Al di là degli approdi, l'ordinanza stimola una riflessione.

Essa potrebbe rileggersi come figlia della disistima per la funzione dell'Avvocato, ancorata su termini giuridicamente non esattamente condivisibili e per tematiche tutt'altro che di secondo rilievo. E potrebbe ancora soggiungersi che l'atteggiamento sembra interessare solo una “quota” del parterre forense e che il problema si ingigantisce da solo nel momento in cui si pretende di ergere quella quota ai ranghi di rappresentatività del tutto; con la conseguenza, non solo di fare torto alla miriade di professionisti non annoverabili alla quota in discorso (il che non è un argomento giuridico), ma, per quanto qui direttamente interessa, di disarticolare ex se il ragionamento, stavolta sì giuridico, da porre a base di una q.l.c.
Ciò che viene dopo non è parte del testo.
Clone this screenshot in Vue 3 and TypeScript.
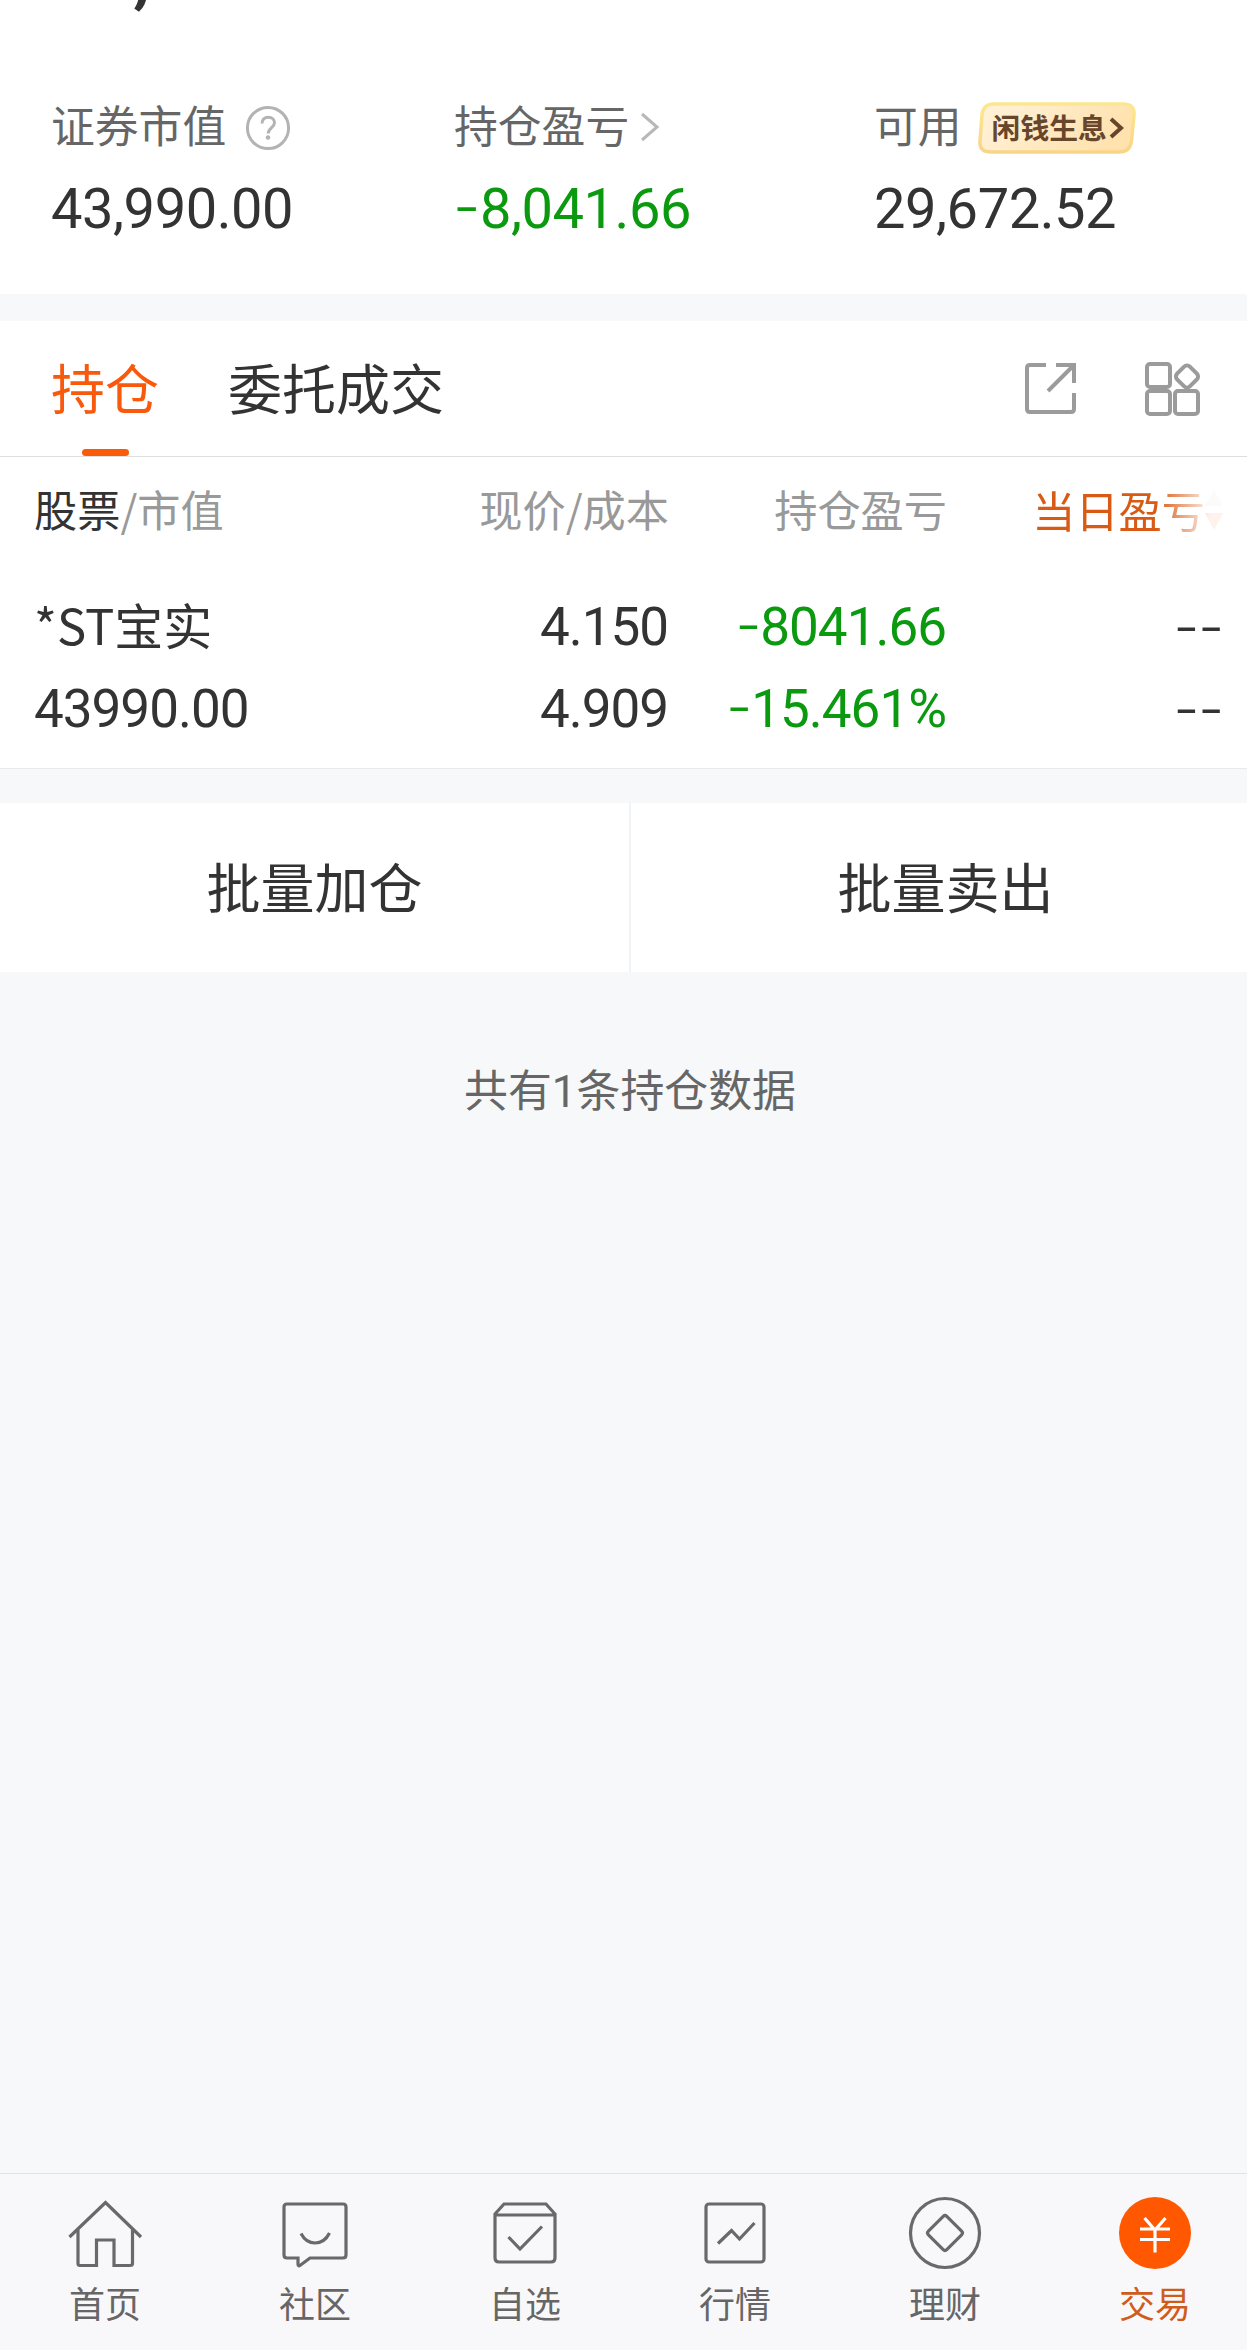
<script setup lang="ts">
interface NavItem {
  key: string
  label: string
}

const navItems: NavItem[] = [
  { key: 'home', label: '首页' },
  { key: 'community', label: '社区' },
  { key: 'watch', label: '自选' },
  { key: 'market', label: '行情' },
  { key: 'wealth', label: '理财' },
  { key: 'trade', label: '交易' },
]
const active = 'trade'
</script>

<template>
  <div class="viewport">
    <div class="page">
      <section class="summary">
        <div class="total">,</div>
        <div class="stats">
          <div class="stat s1">
            <div class="label">
              <span>证券市值</span>
              <svg class="help" width="46" height="46" viewBox="0 0 46 46" fill="none" stroke="#b3b3b3" stroke-width="3">
                <circle cx="23" cy="23" r="20.6" />
                <path d="M17 18.5c0-4 2.6-6.300 6.300-6.300s6.200 2.300 6.200 5.600c0 4.600-6.300 5.300-6.300 10.800" />
                <circle cx="23" cy="32.500" r="2.300" fill="#b3b3b3" stroke="none" />
              </svg>
            </div>
            <div class="num">43,990.00</div>
          </div>
          <div class="stat s2">
            <div class="label">
              <span>持仓盈亏</span>
              <svg class="chev" width="20" height="30" viewBox="0 0 20 30" fill="none" stroke="#b8b8b8" stroke-width="3">
                <path d="M2 2 L17 15 L2 28" />
              </svg>
            </div>
            <div class="num green"><span class="minus">-</span>8,041.66</div>
          </div>
          <div class="stat s3">
            <div class="label">
              <span>可用</span>
              <span class="badge">
                <svg class="badge-bg" width="160" height="54" viewBox="0 0 160 54">
                  <defs>
                    <linearGradient id="bf" x1="0" y1="0" x2="1" y2="0.300">
                      <stop offset="0" stop-color="#fff3dc" />
                      <stop offset="1" stop-color="#ffe2ae" />
                    </linearGradient>
                    <linearGradient id="bs" x1="0" y1="0" x2="0" y2="1">
                      <stop offset="0" stop-color="#fbe88e" />
                      <stop offset="1" stop-color="#f8d588" />
                    </linearGradient>
                  </defs>
                  <path d="M17 3 H146 Q158 3 157 14 L154.500 40 Q153 51 142 51 H14 Q2 51 3 40 L5 14 Q6 3 17 3 Z" fill="url(#bf)" stroke="url(#bs)" stroke-width="3.500" />
                </svg>
                <span class="badge-text">闲钱生息</span>
                <svg class="badge-chev" width="15" height="22" viewBox="0 0 15 22" fill="none" stroke="#68462b" stroke-width="4">
                  <path d="M2 2 L12 11 L2 20" />
                </svg>
              </span>
            </div>
            <div class="num">29,672.52</div>
          </div>
        </div>
      </section>

      <nav class="tabs">
        <div class="tab on">持仓</div>
        <div class="tab">委托成交</div>
        <div class="tools">
          <svg width="54" height="54" viewBox="0 0 54 54" fill="none" stroke="#9b9b9b" stroke-width="4">
            <path d="M22 4 H6 Q3 4 3 7 V48 Q3 51 6 51 H47 Q50 51 50 48 V32" />
            <path d="M32 4 H50 V22 M49 5 L24 30" />
          </svg>
          <svg width="58" height="56" viewBox="0 0 58 56" fill="none" stroke="#9b9b9b" stroke-width="4">
            <rect x="3" y="3" width="23" height="23" rx="3" />
            <rect x="3" y="30" width="23" height="23" rx="3" />
            <rect x="31" y="30" width="23" height="23" rx="3" />
            <rect x="34" y="6.500" width="18" height="18" rx="4" transform="rotate(45 43 15.500)" />
          </svg>
        </div>
      </nav>

      <section class="table">
        <div class="row head">
          <div class="c1"><b>股票</b>/市值</div>
          <div class="c2">现价/成本</div>
          <div class="c3">持仓盈亏</div>
          <div class="c4">
            <span>当日盈亏</span>
            <svg width="18" height="40" viewBox="0 0 18 40">
              <path d="M9 0 L18 16 H0 Z" fill="#ccc" />
              <path d="M9 40 L18 23 H0 Z" fill="#ff5a0a" />
            </svg>
          </div>
        </div>
        <div class="row name">
          <div class="c1 cjk">*ST宝实</div>
          <div class="c2">4.150</div>
          <div class="c3 green"><span class="minus">-</span>8041.66</div>
          <div class="c4 dashes">--</div>
        </div>
        <div class="row">
          <div class="c1">43990.00</div>
          <div class="c2">4.909</div>
          <div class="c3 green"><span class="minus">-</span>15.461%</div>
          <div class="c4 dashes">--</div>
        </div>
      </section>

      <section class="actions">
        <button type="button">批量加仓</button>
        <button type="button">批量卖出</button>
      </section>

      <p class="count">共有<span class="digit">1</span>条持仓数据</p>

      <footer class="nav">
        <div v-for="item in navItems" :key="item.key" class="nav-item" :class="{ active: item.key === active }">
          <svg width="78" height="78" viewBox="0 0 78 78" fill="none" stroke="#696969" stroke-width="3.200">
            <template v-if="item.key === 'home'">
              <path d="M3.500 43 L39.500 8.500 L75 43" />
              <path d="M12 36 V69.500 Q12 71.500 14 71.500 H30.500 V46 H48 V71.500 H64 Q66.500 71.500 66.500 69.500 V36" />
            </template>
            <template v-else-if="item.key === 'community'">
              <path d="M11 10 H67 Q70 10 70 13 V61 Q70 64 67 64 H34 L24 71.500 Q22 72.500 22 70 V64 H11 Q8 64 8 61 V13 Q8 10 11 10 Z" />
              <path d="M25 39.500 Q30 49 39 49 Q48.500 49 53.500 39" />
            </template>
            <template v-else-if="item.key === 'watch'">
              <path d="M9 20 L18 10 H60 L69 20 V64 Q69 68 65 68 H13 Q9 68 9 64 Z M9 21 H69" />
              <path d="M22.500 43 L34 55 L56 32.500" />
            </template>
            <template v-else-if="item.key === 'market'">
              <rect x="10" y="10" width="58" height="58" rx="3" />
              <path d="M22 49.500 L35.500 36.500 L43.500 45 L58.500 29" />
            </template>
            <template v-else-if="item.key === 'wealth'">
              <circle cx="39" cy="39" r="34.500" />
              <rect x="26" y="26" width="26" height="26" rx="2.500" transform="rotate(45 39 39)" />
            </template>
            <template v-else>
              <circle cx="39" cy="39" r="36" fill="#ff5800" stroke="none" />
              <path d="M28.500 24 L39 36 L49.500 24 M24 35 H54 M24 45.500 H54 M39 35 V58.500" stroke="#fff" />
            </template>
          </svg>
          <span>{{ item.label }}</span>
        </div>
      </footer>
    </div>
  </div>
</template>

<style>
body {
  margin: 0;
}
</style>

<style scoped>
.viewport {
  width: 100%;
  height: 2350px;
  overflow: hidden;
  background: #f7f8fa;
}
.page {
  width: 1260px;
  height: 2350px;
  display: flex;
  flex-direction: column;
  font-family: "Noto Sans CJK SC", sans-serif;
  color: #333;
}
.summary {
  display: flow-root;
  height: 294px;
  background: #fff;
  overflow: hidden;
}
.total {
  height: 60px;
  padding-left: 133px;
  font: 90px/60px Roboto, sans-serif;
  margin-top: -61px;
}
.stats {
  display: flex;
  margin-top: 87px;
  padding-left: 51px;
}
.s1 { width: 403px; }
.s2 { width: 420px; }
.label {
  display: flex;
  align-items: center;
  height: 78px;
  font-size: 43.800px;
  line-height: 78px;
  color: #666;
}
.label > span:first-child { margin-top: -2px; }
.help { margin: 6px 0 0 19px; }
.chev { margin: 4px 0 0 11px; }
.num {
  height: 86px;
  font: 56px/91px Roboto, sans-serif;
  letter-spacing: -0.450px;
  white-space: nowrap;
}
.s2 .num { margin-left: -1px; }
.green { color: #0a990f; }
.minus { font-family: Inter, sans-serif; font-size: 1.080em; line-height: 1; font-weight: 300; }
.badge {
  position: relative;
  display: flex;
  align-items: center;
  width: 160px;
  height: 54px;
  margin: 6px 0 0 15px;
}
.badge-bg { position: absolute; left: 0; top: 0; }
.badge-text {
  position: relative;
  margin: -3px 0 0 15px;
  font-size: 28.800px;
  font-weight: 700;
  line-height: 54px;
  color: #68462b;
}
.badge-chev { position: relative; margin-left: 2px; }
.tabs {
  display: flex;
  height: 135px;
  margin-top: 27px;
  padding-left: 51px;
  background: #fff;
  border-bottom: 1px solid #dedede;
}
.tab {
  position: relative;
  height: 135px;
  margin-right: 69px;
  font-size: 54px;
  line-height: 132px;
}
.tab.on { color: #f8590c; }
.tab.on::after {
  content: "";
  position: absolute;
  left: 31px;
  bottom: 0;
  width: 47px;
  height: 7px;
  border-radius: 4px;
  background: #fb5a08;
}
.tools {
  display: flex;
  gap: 66px;
  margin: 40px 0 0 auto;
  padding-right: 58px;
}
.table {
  height: 311px;
  background: #fff;
  border-bottom: 1px solid #e8e9eb;
}
.row {
  display: grid;
  grid-template-columns: 336px 298px 278px 277px;
  height: 82px;
  padding-left: 34px;
  font: 53px/84px Roboto, "Noto Sans CJK SC", sans-serif;
  letter-spacing: -1px;
}
.row > div { white-space: nowrap; }
.head {
  height: 128px;
  font: 43.200px/103px "Noto Sans CJK SC", sans-serif;
  letter-spacing: 0;
  color: #999;
}
.head b { font-weight: 400; color: #333; }
.head .c2, .head .c3 { margin-right: -1px; }
.c2, .c3, .c4 { text-align: right; }
.cjk { font-family: "Noto Sans CJK SC", sans-serif; font-size: 49px; line-height: 77px; letter-spacing: 0; }
.head .c4 {
  display: flex;
  align-items: center;
  justify-content: flex-end;
  height: 105px;
  color: #d95a14;
  -webkit-mask-image: linear-gradient(90deg, #000 210px, rgba(0, 0, 0, 0.080) 264px);
  mask-image: linear-gradient(90deg, #000 210px, rgba(0, 0, 0, 0.080) 264px);
}
.dashes { font-family: Inter, sans-serif; font-weight: 300; font-size: 57px; }
.actions {
  display: flex;
  height: 169px;
  margin-top: 34px;
  background: #fff;
}
.actions button {
  flex: 1;
  padding: 0;
  border: 0;
  background: none;
  font: 54px/162px "Noto Sans CJK SC", sans-serif;
  height: 166px;
  color: #333;
}
.actions button + button { border-left: 2px solid #f2f3f5; height: 169px; padding-bottom: 3px; }
.count {
  margin: 86px 0 0;
  font-size: 43.900px;
  line-height: 60px;
  text-align: center;
  color: #666;
}
.digit { font-family: Roboto, sans-serif; line-height: 1; }
.nav {
  display: flex;
  height: 176px;
  margin-top: auto;
  border-top: 1px solid #e2e3e5;
  background: #f8f8fa;
}
.nav-item {
  flex: 1;
  display: flex;
  flex-direction: column;
  align-items: center;
  padding-top: 20px;
  font-size: 36px;
  line-height: 61px;
  color: #666;
}
.nav-item.active { color: #cf5c1c; }
</style>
Va detto però con onestà: probabilmente l'ordinanza si alimenta considerevolmente di una prassi quotidiana d'aula fatta di episodi che per davvero (e condivisibilmente) meriterebbero “considerazione degli aspetti deontologici … [del] comportamento”.

Ma anche a fronte di consimili esperienze – che a ciascuno è probabilmente capitato di vivere – non pare corretto tentare la demolizione di un bilanciamento ineludibile alla compressione della facoltà di ricevere o meno il mandato fiduciario e con esso la legittima retribuzione. E ciò ancora in disparte da ogni considerazione in ordine alla possibile sorte – difficilmente percepibile appieno ex ante – delle stesse liste d'ufficio per il caso di accoglimento di una siffatta questione.